Missing home is inevitable when you move to a foreign country and immerse yourself in a different culture. Although I have been lucky enough to have avoided the overwhelming feeling of homesickness, there are lots of things that I miss on a daily basis. I miss pizza, chicken fingers, masala chai tea, chicken wings, margaritas, being able to understand everyone, being able choose what I want to eat, friends, family, and speaking English – man I love speaking English.
From my list, I think ya’ll can tell that one of the things I miss most is the food. I’ve stated multiple times in this blog Peruvian food can be pretty starch heavy which I am not a fan of. Additionally, as Americans our palates are spoiled. We can access whatever food we want from virtually whatever country we want especially in larger cities like Philadelphia. Thai, Indian, Indonesian, Burmese, Jamaican, Nigerian, Mexican, Venezuelan, Turkish, Moroccan, and on and on and on. Unless you’re in Lima, you pretty much only have access to Peruvian food. This can get real old, real quick when your taste buds are used to globetrotting without a passport.
Enter Chifa. I referenced Chifa in an earlier post while talking about my visit to Barrio China in Lima. For all who didn’t read that post, Chifa is the term used to describe a style of cooking that blends Cantonese and Peruvian culinary traditions.

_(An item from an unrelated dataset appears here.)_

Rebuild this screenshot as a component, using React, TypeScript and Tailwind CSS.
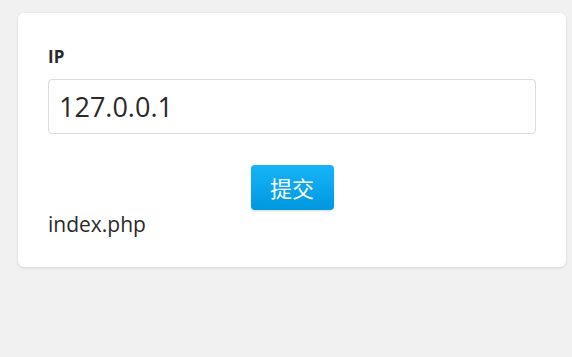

In the 19th and 20th centuries, Chinese immigrants from southern China
began to settle in the coast of Peru, especially in Lima. As the Chinese population swelled, these Chinese families began to import ingredients and plant various types of seeds and vegetables from their homeland. Obviously because Peru ain’t China, they were never able to fully replicate the flavors of China. Sometime around 1920, the first Chifa restaurants were opened in Lima. From that point on Chifa was “en vogue.” Wealthy Limenos flocked to these restaurants because of course it was the hipster thing to do in the 1920s. Ever since, Chifa has remained widely popular in Peru.
So the other day when my family chose to eat Chifa for dinner, I didn’t think anything of it until I realized that I was extremely content after I finished my meal. The next day I woke up and I realized that I was so content with the Chifa for two reasons. The first being its different than the Peruvian food I eat day in and day out. Without me even noticing, it made me feel more at home because I was finally able to have that variation of flavor that we are so accustomed to in the U.S. The second reason being that one of my biggest comforts at home is sitting in my bed on a lazy day watching Netlfix and eating Chinese takeout from the place that’s next door to my old apartment. Chinese takeout in bed is just sooooooo comforting and the thought of doing it makes my mouth water and heart smile. And just let it be a rainy day when I have nothing else to do — aahhh what heavenly satisfaction! And although the Chifa I had is still a little different than American Chinese (no General Tsos or eggrolls and different spices) it was still similar enough to give me a little piece of home and comfort.
So, kids, the moral of the story is this: In Peace Corps its easy to let yourself get caught up on all the things you no longer can do or eat and eventually all those things can pile up and weigh on you. But its important to find little things to make you feel just a little bit better or just a little bit more at home.